Fantastic Four (#498 – 624) – Mark Waid

3 out of 5

So, credit where it’s due – Waid’s run on FF was one of the first comics that got me back into buying single issues.  At the time (2004?), I was not expecting the upped level of character consequence and social awareness that showed up in his ‘Unthinkable’ storyline, my comparison point the zippy memories I had of 80s Spider-Man.  But this was also my first exposure to a book I would give up mid-run, after my budget ballooned to a basket worth of books per week, I realized I wasn’t really caring about what happened to the family of adventurers, and so I let it drop.  I would be brought back by a winning concluding 4-issue arc featuring Galactus, but even coming back to that, now, it lacks a bit of punch.

With much more awareness of Waid and comics in general, I see this book for what it was – fractured.  It started with Mark and artist Mike Wieringo trying to bring it back to its ‘World’s Greatest Magazine’ fantastic tagline and reinvigorate an aging book into the original pitch of a family of imaginauts.  And it gets off to a good start, very comic booky.  Ringo is perfectly suited to the approach, and Waid loves having a Johnny Storm / Thing dynamic for his puns and gags, plus Waid’s goofy imagination lends itself to the kinds of wackiness the FF should get involved in.  The dramatics – Franklin feels ignored, Reed struggles with guilt – are a bit hammy, but this also goes with the tone as well as with the big two publishers in general, who push soapy drama of that nature and have for yeeears.  But a few issues in, something goes awry.  Now the ‘Unthinkable’ arc is what got me hooked – Doom swaps to magic over science and kicks the family’s patoot and victory comes at the price of ‘permanent’ scarring for Reed as well as a loss of confidence in his ability to protect his family – but when you read Waid’s run from book one, the swap to suddenly serious is, well, sudden.  Still, taken alone, it’s a winning story and makes an ancient villain threatening once more.  But then we have to transition back to being goofballs for a bit (with a sub-in artist), and it sits uncomfortably with Waid’s two issue attempts at moving the family through post traumatic stress in their own ways.   Lingering plotlines?  Let’s bring in the bold and striking and totally anatomically off art of Howard Porter to over-angst a 6 issue story where Reed tries to become president of Latveria.  Again, to immature comic book me, this read as a major event, but now I see the back-pedaling inherent in the writing, Waid trying to bring the book back to a stasis so he can leave it in the same state in which he arrived.  This is common practice, but I dunno, I guess it would’ve worked better if he had just stuck with either being silly or being serious.
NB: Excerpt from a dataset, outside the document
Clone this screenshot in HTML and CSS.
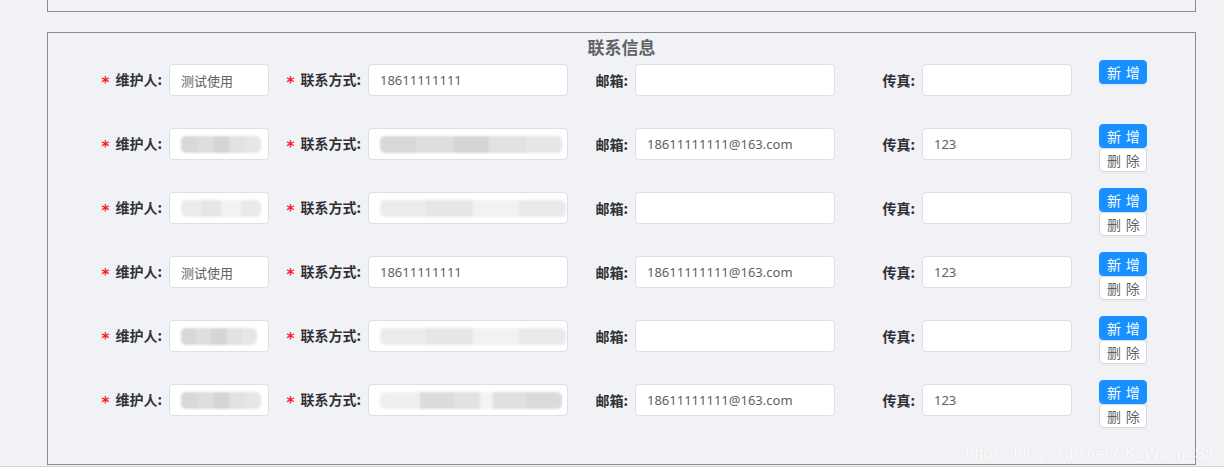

There’s a totally 90s arc from Karl Kesel with Waid, and then the Galactus tale, which feels, in part, a tribute to the big man’s origin (Ringo’s art matches Kirby’s almost panel for panel), but then also a goodbye from Waid to rub in our face the fun he could’ve had with the title… Suggesting maybe there were some editorial background decisions guiding plotting (we were interrupted by a pointless Avengers Disassembled crossover for three issues…).  Adding to the overall troubled feeling of the book is the inclusion, initially, of a letters page that disappears as soon as the tone changes.  When things get back to “normal,” the page comes back, but it feels heavily censored, cherry picked just for pointless “I like your book!” e-mails that aren’t responded to with any merit.

Yar.  From start to finish, it’s a better than average run, but it’s also indicative of how hard it is to take over a book and just have your way with it.  It seems that Marvel has been smarter about it over the last few years, but things are always changin’ at the big two, so who knows.  It’s a little more hammy than Waid’s JLA run, simply due to the family dynamic, but stands equal to it in terms of enjoyable comicness.